8. **Heartbeat during TX.** The existing heartbeat loop runs on a 30s timer. Sessions snapshot is cheap; no locking needed if we read `self._rx`/`self._tx` references atomically (Python ref swap is GIL-safe for single field reads).

---

## Rollout

1. Open a single PR per phase (1 → 2 → 3 → 4 → 5), each green on its own.
2. Phase 3 is the riskiest diff (RX refactor). Get a second reviewer if possible; the regression surface is all of current RX behavior.
3. After Phase 4 merges, `ria-agent stream --allow-tx` is a usable toy — you can hand-drive it from a Python REPL with `websockets` to validate against real hardware before the hub side is ready.
4. Phase 5 closes the loop and ships the user-facing docs.

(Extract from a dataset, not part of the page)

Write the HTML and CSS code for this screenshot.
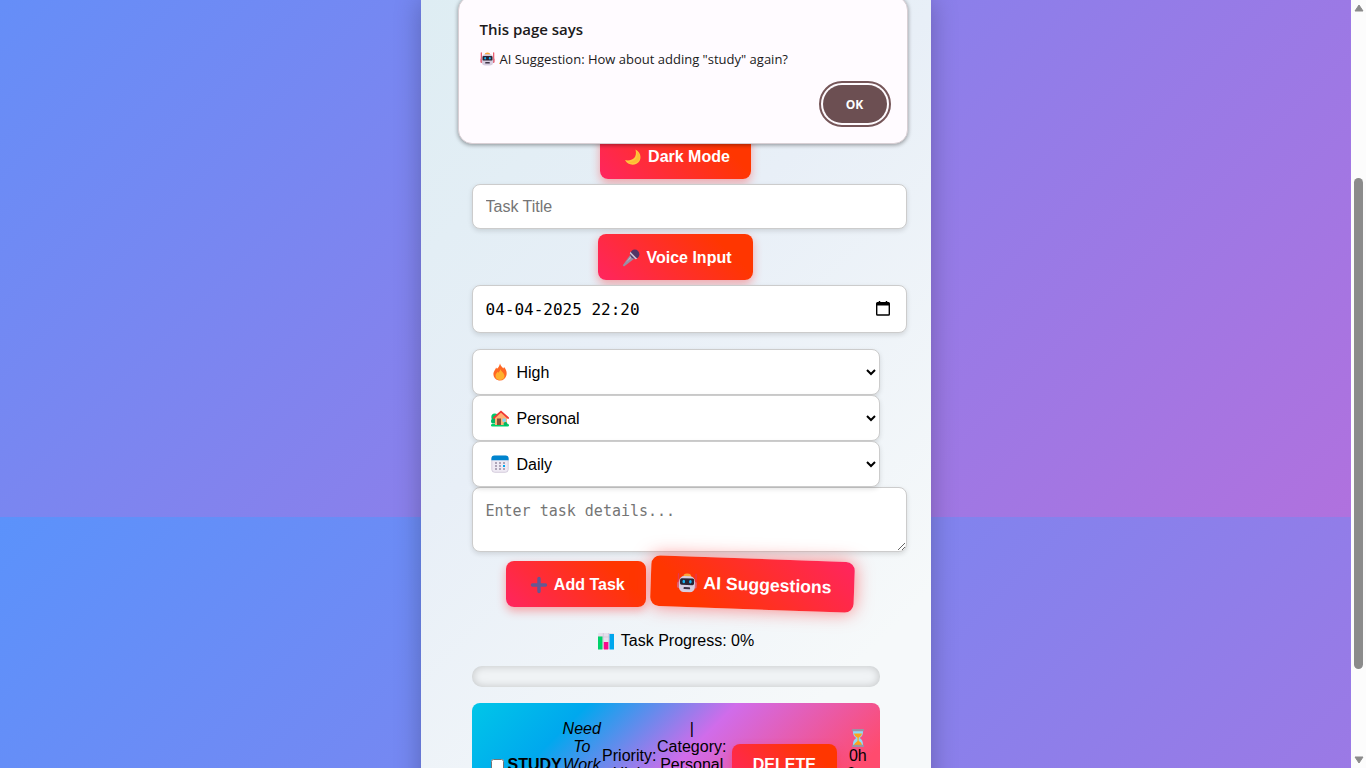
FILE: index.html
```html
<!DOCTYPE html>
<html lang="en">
<head>
<meta charset="utf-8">
<title>Task Manager</title>
<link rel="stylesheet" href="styles.css">
</head>
<body>
<svg class="sprites" aria-hidden="true">
  <symbol id="robot" viewBox="0 0 18 18">
    <path d="M1 1v12M17 1v12" stroke="#e8364a" stroke-width="1.300" stroke-linecap="round"/>
    <path d="M5.500 3a3.500 2.500 0 0 1 7 0v2h-7z" fill="#f9a53a"/>
    <rect x="0" y="8" width="3" height="6" rx="1.500" fill="#e06478"/><rect x="15" y="8" width="3" height="6" rx="1.500" fill="#e06478"/>
    <rect x="1.800" y="3" width="14.400" height="14.500" rx="4.500" fill="#d6cde0"/>
    <rect x="2.600" y="5" width="12.800" height="6" rx="1.500" fill="#2b2433"/>
    <ellipse cx="6" cy="8" rx="1.200" ry="1.600" fill="#1ab4f0"/><ellipse cx="12" cy="8" rx="1.200" ry="1.600" fill="#1ab4f0"/>
    <rect x="6" y="13" width="6" height="1.800" rx=".8" fill="#3c3245"/>
  </symbol>
  <symbol id="moon" viewBox="0 0 18 18">
    <path d="M11.500 1.500C18 5 18 13 12.500 15.800 8 18 3 16 1 12c5 1.500 13-1 10.500-10.500z" fill="#ffc83d"/>
    <path d="M12 3c3 5 0 11-8 11 4 2.500 10 1.500 11.500-3.500C16.300 7.500 14.500 4.500 12 3z" fill="#fbb52e" opacity=".6"/>
  </symbol>
  <symbol id="mic" viewBox="0 0 18 18">
    <path d="M.8 16.200L8.500 5.500l4 4L2 17.400z" fill="#998ea4"/>
    <path d="M4 13.500l5-6.500 1 1z" fill="#c0b7ca"/>
    <circle cx="12.800" cy="5.200" r="4.600" fill="#533566"/>
    <path d="M8.300 2.800l7 7-1.900.4-5.600-5.600z" fill="#cdc4d6"/>
  </symbol>
  <symbol id="fire" viewBox="0 0 18 18">
    <path d="M9 .5c.5 2.500 2 3 3.300 5l.8-1.500c2.200 2.800 3 5.300 2.400 8-.8 3.500-3.300 5.500-6.500 5.500s-6-2.200-6.500-5.500C2 8.500 4.500 7 5 4.500l1 1.300C7.500 4.500 8.500 2.500 9 .5z" fill="#ff6723"/>
    <path d="M9.500 6c.3 2.500 4 3.800 4 7 0 2.500-2 4-4.500 4s-4.500-1.600-4.500-4c0-2.300 1.500-3 2-4.300l.8 1C8.500 8.500 9.200 7.500 9.500 6z" fill="#ffb02e"/>
  </symbol>
  <symbol id="house" viewBox="0 0 18 18">
    <circle cx="3.800" cy="8" r="3.500" fill="#00c96b"/><circle cx="2.600" cy="12" r="2.600" fill="#00b864"/>
    <rect x="0" y="15" width="18" height="2.500" rx="1.200" fill="#00d26a"/>
    <path d="M4 8l6-5 6 5v8H4z" fill="#ffb173"/>
    <path d="M2.800 9L10 2.600 17.200 9" fill="none" stroke="#f03a35" stroke-width="1.700" stroke-linecap="round"/>
    <rect x="6" y="9.500" width="4" height="6.500" fill="#8b4f37"/><rect x="11.500" y="9.500" width="3.300" height="3.300" fill="#7fd6f7"/>
    <circle cx="14.500" cy="15" r="2" fill="#00b864"/>
  </symbol>
  <symbol id="calendar" viewBox="0 0 18 18">
    <rect x=".8" y="1.300" width="16.400" height="16" rx="2.800" fill="#efeaf4" stroke="#cdc4d6" stroke-width=".8"/>
    <path d="M.4 5.300V3.500A3 3 0 0 1 3.400.5h11.200a3 3 0 0 1 3 3v1.800z" fill="#0084ce"/>
    <path d="M4 8h2m2 0h2m2 0h2M4 11h2m2 0h2M4 14h2m2 0h2m2 0h2" stroke="#998ea4" stroke-width="1.600"/>
    <path d="M12 11h2" stroke="#00a6ed" stroke-width="1.800"/>
  </symbol>
  <symbol id="plus" viewBox="0 0 18 18">
    <path d="M9 2.500v13M2.500 9h13" stroke="#635994" stroke-width="3.400" stroke-linecap="round"/>
  </symbol>
  <symbol id="chart" viewBox="0 0 18 18">
    <rect x="1" y="1" width="16" height="16" rx="1" fill="#e6dfec"/>
    <path d="M1 5h16M6.300 1v16M11.700 1v16" stroke="#cdc4d6" stroke-width=".7"/>
    <rect x="1" y="4.500" width="4.500" height="13" fill="#00d26a"/><rect x="6.800" y="10" width="4.500" height="7.500" fill="#f70a8d"/><rect x="12.500" y="2" width="4.500" height="15.500" fill="#00a6ed"/>
  </symbol>
  <symbol id="hourglass" viewBox="0 0 18 18">
    <path d="M4 2h10c0 4-1 5.500-3.500 7 2.500 1.500 3.500 3 3.500 7H4c0-4 1-5.500 3.500-7C5 7.500 4 6 4 2z" fill="#8fdcf8"/>
    <path d="M5 4.500h8c-.3 2-1.500 3-3.300 4.300V12c1.800.8 3 2 3.300 4H5c.3-1 2-3 3.500-4V8.800C6.500 7.500 5.300 6.500 5 4.500z" fill="#ffa31a"/>
    <rect x="3" y="0" width="12" height="2.200" rx=".8" fill="#9a94a5"/><rect x="3" y="15.800" width="12" height="2.200" rx=".8" fill="#9a94a5"/>
  </symbol>
</svg>

<div class="viewport">
  <main class="page">
    <section class="card">
      <button class="btn" type="button"><svg class="emoji"><use href="#moon"/></svg>Dark Mode</button>
      <input class="field" type="text" placeholder="Task Title" aria-label="Task Title">
      <button class="btn" type="button"><svg class="emoji"><use href="#mic"/></svg>Voice Input</button>
      <div class="date">
        <input class="field date-field" type="text" value="04-04-2025 22:20" aria-label="Due date">
        <button class="picker" type="button" aria-label="Open calendar">
          <svg viewBox="0 0 14 15"><path d="M3.500 0v2M10.500 0v2" stroke="#000" stroke-width="1.500"/><rect x=".7" y="1.700" width="12.600" height="12.300" rx=".8" fill="none" stroke="#000" stroke-width="1.400"/><path d="M1 1.500h12v3H1z"/></svg>
        </button>
      </div>
      <div class="selects">
        <div class="pick"><select class="select" aria-label="Priority"><option>High</option></select><svg class="emoji"><use href="#fire"/></svg></div>
        <div class="pick"><select class="select" aria-label="Category"><option>Personal</option></select><svg class="emoji"><use href="#house"/></svg></div>
        <div class="pick"><select class="select" aria-label="Repeat"><option>Daily</option></select><svg class="emoji"><use href="#calendar"/></svg></div>
      </div>
      <textarea class="field details" placeholder="Enter task details..." aria-label="Task details"></textarea>
      <div class="actions">
        <button class="btn" type="button"><svg class="emoji"><use href="#plus"/></svg>Add Task</button>
        <button class="btn btn-ai" type="button"><svg class="emoji"><use href="#robot"/></svg>AI Suggestions</button>
      </div>
      <p class="status"><svg class="emoji"><use href="#chart"/></svg>Task Progress: 0%</p>
      <div class="bar" role="progressbar" aria-label="Task progress" aria-valuenow="0" aria-valuemin="0" aria-valuemax="100"></div>
      <ul class="tasks">
        <li class="task">
          <input class="check" type="checkbox" aria-label="Study done">
          <strong class="name">STUDY</strong>
          <em class="note">Need To Work Hard Daily</em>
          <span class="priority">Priority: High</span>
          <span class="category">| Category: Personal |&nbsp;Repeat: Daily</span>
          <button class="btn btn-delete" type="button">DELETE</button>
          <span class="time"><svg class="emoji"><use href="#hourglass"/></svg>0h 0m 0s</span>
        </li>
      </ul>
    </section>
    <div class="dialog" role="alertdialog" aria-labelledby="dlg-title">
      <h2 class="dialog-title" id="dlg-title">This page says</h2>
      <p class="dialog-text"><svg class="emoji"><use href="#robot"/></svg>AI Suggestion: How about adding "study" again?</p>
      <button class="ok" type="button">OK</button>
    </div>
  </main>
  <div class="scroll" aria-hidden="true">
    <svg class="arrow" viewBox="0 0 10 8"><path d="M5 1l4 6H1z" fill="#8b8b8b" stroke="#8b8b8b" stroke-linejoin="round"/></svg>
    <div class="track"><div class="thumb"></div></div>
    <svg class="arrow" viewBox="0 0 10 8"><path d="M5 7l4-6H1z" fill="#8b8b8b" stroke="#8b8b8b" stroke-linejoin="round"/></svg>
  </div>
</div>
</body>
</html>
```
FILE: styles.css
```css
body {
  margin: 0;
  font-family: "Liberation Sans", Arial, sans-serif;
  font-size: 16px;
  color: #000;
}

.sprites {
  display: none;
}

.viewport {
  display: flex;
  height: 100vh;
  overflow: hidden;
}

.page {
  position: relative;
  flex: 1;
  display: flex;
  justify-content: center;
  background: linear-gradient(135deg, #5b92fb, #b071de) 0 -251px / 100% 100vh repeat;
}

.card {
  display: flex;
  flex-direction: column;
  align-items: center;
  box-sizing: border-box;
  width: 510px;
  height: max-content;
  padding: 133px 51px 40px;
  background: linear-gradient(135deg, #deedf3, #e8eff7 38%, #f6f9fa 80%);
  box-shadow: 0 0 25px rgba(0, 0, 0, 0.25);
}

.emoji {
  flex: none;
  width: 18px;
  height: 18px;
}

.btn {
  display: flex;
  align-items: center;
  justify-content: center;
  gap: 6px;
  box-sizing: border-box;
  height: 46px;
  padding: 2px 21px 0 24px;
  border: 0;
  border-radius: 8px;
  background: linear-gradient(45deg, #ff2560, #ff3600 80%);
  box-shadow: 0 4px 10px rgba(255, 50, 50, 0.4);
  color: #fff;
  font: bold 16px "Liberation Sans", Arial, sans-serif;
}

.field {
  align-self: flex-start;
  width: 100%;
  height: 19px;
  margin: 5px 0;
  padding: 12px 12px 12px 13px;
  border: 1px solid #ccc;
  border-radius: 8px;
  background: #fff;
  box-shadow: 0 2px 5px rgba(0, 0, 0, 0.12);
  font: 16px "Liberation Sans", Arial, sans-serif;
}

.field::placeholder {
  color: #757575;
}

.date {
  position: relative;
  width: 100%;
  margin-bottom: 11px;
}

.date-field {
  height: 22px;
  font-family: "DejaVu Sans Mono", monospace;
}

.picker {
  position: absolute;
  top: 21px;
  right: -10px;
  width: 14px;
  height: 15px;
  padding: 0;
  border: 0;
  background: none;
}

.picker svg {
  display: block;
}

.selects {
  width: 100%;
}

.pick {
  position: relative;
}

.pick .emoji {
  position: absolute;
  top: 14px;
  left: 19px;
}

.select {
  display: block;
  box-sizing: border-box;
  width: 100%;
  height: 46px;
  padding: 0 0 0 40px;
  border: 1px solid #ccc;
  border-radius: 8px;
  background: #fff;
  box-shadow: 0 2px 5px rgba(0, 0, 0, 0.12);
  color: #000;
  font: 16px "Liberation Sans", Arial, sans-serif;
}

.details {
  height: 37px;
  margin: 0 0 9px;
  padding-top: 14px;
  font: 15px "DejaVu Sans Mono", monospace;
}

.actions {
  display: flex;
  gap: 14px;
}

.btn-ai {
  background: linear-gradient(225deg, #ff2560, #ff3600 80%);
  box-shadow: 0 0 16px rgba(255, 50, 50, 0.6);
  transform: scale(1.1) rotate(2deg);
}

.status {
  display: flex;
  align-items: center;
  gap: 6px;
  margin: 25px 0 16px;
}

.bar {
  width: 100%;
  height: 21px;
  border-radius: 10px;
  background: #f0f3f5;
  box-shadow: inset 0 0 8px rgba(0, 0, 0, 0.2);
}

.tasks {
  width: 100%;
  margin: 16px 0 0;
  padding: 0;
  list-style: none;
}

.task {
  display: flex;
  align-items: center;
  box-sizing: border-box;
  min-height: 124px;
  padding: 15px 4px 15px 15px;
  border-radius: 8px;
  background: linear-gradient(135deg, #00c6e8, #00a8ee 22%, #d06cea 50%, #ff4b6e 85%);
  line-height: 18px;
  text-align: center;
}

.check {
  margin: 3px 4px 3px 4px;
}

.name,
.note,
.priority,
.category,
.btn-delete,
.time {
  flex: none;
}

.note {
  width: 40px;
}

.priority {
  width: 55px;
}

.category {
  width: 70px;
}

.btn-delete {
  height: 42px;
  margin: 0 5px;
  padding: 0 21px;
}

.time {
  width: 32px;
}

.time .emoji {
  display: block;
  margin: 0 auto;
}

.dialog {
  position: absolute;
  top: -4px;
  left: 50%;
  display: flex;
  flex-direction: column;
  box-sizing: border-box;
  width: 450px;
  margin-left: -218px;
  padding: 22px 18px 18px 21px;
  border: 1px solid #d8cfd4;
  border-radius: 14px;
  background: #fffbff;
  box-shadow: 0 1px 4px rgba(0, 0, 0, 0.4);
  color: #201a1b;
  font-family: "Open Sans", "Noto Sans", sans-serif;
}

.dialog-title {
  margin: 0 0 11px;
  font-size: 15px;
  font-weight: 600;
  line-height: 20px;
}

.dialog-text {
  display: flex;
  align-items: center;
  gap: 5px;
  margin: 0 0 15px;
  font-size: 13px;
  line-height: 18px;
}

.dialog-text .emoji {
  width: 15px;
  height: 14px;
}

.ok {
  align-self: flex-end;
  width: 64px;
  height: 38px;
  margin: 2px;
  border: 0;
  border-radius: 20px;
  outline: 2px solid #765659;
  outline-offset: 2px;
  background: #6c4f52;
  color: #fff;
  font: 700 12px "Open Sans", "Noto Sans", sans-serif;
}

.scroll {
  display: flex;
  flex-direction: column;
  align-items: center;
  box-sizing: border-box;
  width: 15px;
  padding: 4px 0;
  background: #fcfcfc;
}

.arrow {
  width: 10px;
  height: 8px;
}

.track {
  flex: 1;
  width: 9px;
  padding-top: 166px;
}

.thumb {
  height: 491px;
  border-radius: 5px;
  background: #8b8b8b;
}
```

## Out of scope (explicit)

- **Multi-app-per-agent** — one RX + one TX per agent in v1. Adding session IDs to binary frames is a v2 protocol bump.
- **Other TX drivers** (HackRF, USRP, bladeRF) — wiring `_CONFIG_ATTR_MAP` entries and verifying `_stream_tx` behavior per-driver. Tackle when the hub has an operator that targets them.
- **Resampling / clock drift** — agent treats the hub-supplied samples as authoritative. Drift manifests as underruns; the underrun policy is the only mitigation.
- **Fixing Pluto's `init_tx` `_rx_initialized = False` reset** — pre-existing, not triggered by our RX path, left for a separate cleanup.